Raffaele Del Giudice, lui, ne cesse de crier sa colère. Né dans la région, il a bien étudié les dossiers et cerne le fonctionnement des trafics. C’est avec assurance qu’il demande rhétoriquement pourquoi ce sont des militaires qui surveillent des décharges censées être légales, pourquoi ils refusent d’être filmés. Qu’il hurle de rage en découvrant dans cette décharge un immonde puits de 200 m², que dans la classification mondiale des zones à risques, la Campanie n’apparaît même pas. Privée de bon réseau de transport, de théâtre, bibliothèque, cinéma…, d’une saine autorité politique, cette région est vouée à la mort. Pire que l’indifférence est la volonté politique de la sacrifier. L’éducateur environnemental a enregistré des conversations téléphoniques où des dirigeants du nord organisent les dépôts meurtriers, donnant par exemple ordre d’attendre que les élections soient passées pour décharger telle seconde vague de pneus… Lorsqu’ils évoquent un éventuel démasquage, leur calme cynique d’omnipotents effraie (« ces journalistes, ils exagèrent tout le temps »).

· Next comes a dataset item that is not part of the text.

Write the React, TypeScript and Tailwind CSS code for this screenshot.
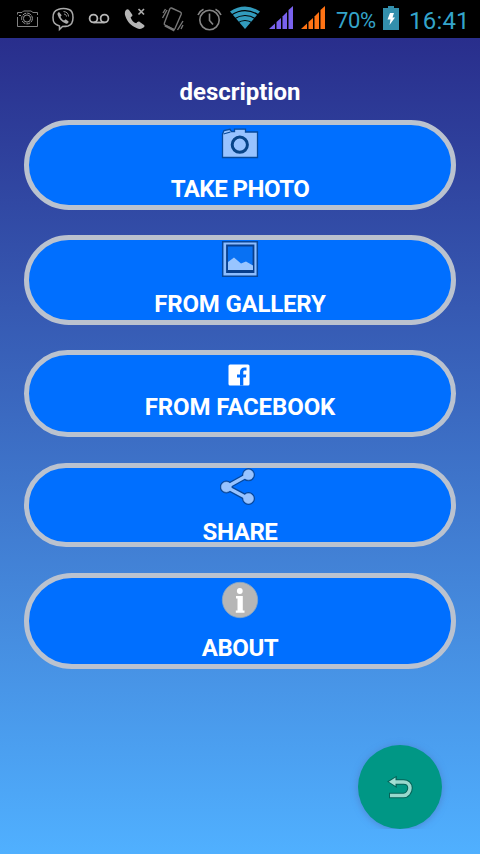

La fin du documentaire est assez saisissante : après les images d’une procession où des notables, sans doute membres de la Camorra, chantent Dieu avec la foule dévote, des cartons apprennent qu’en 2007, l’Italie a été condamnée par l’Europe pour avoir laissé 4866 décharges sauvages, et que tout dossier en cours pourrait bien le demeurer indéfiniment. Biùtiful Cauntri est efficace, il sensibilise au problème qu’il dénonce. Problème qui reste cependant un peu trop cantonné à la Campanie et ses déchets. Les conséquences d’un tel désastre auraient pu être davantage évoquées : les modifications génétiques sur le long terme et le fait que ce qui pousse aux environ de Naples est exporté dans le monde entier, nous concerne donc directement.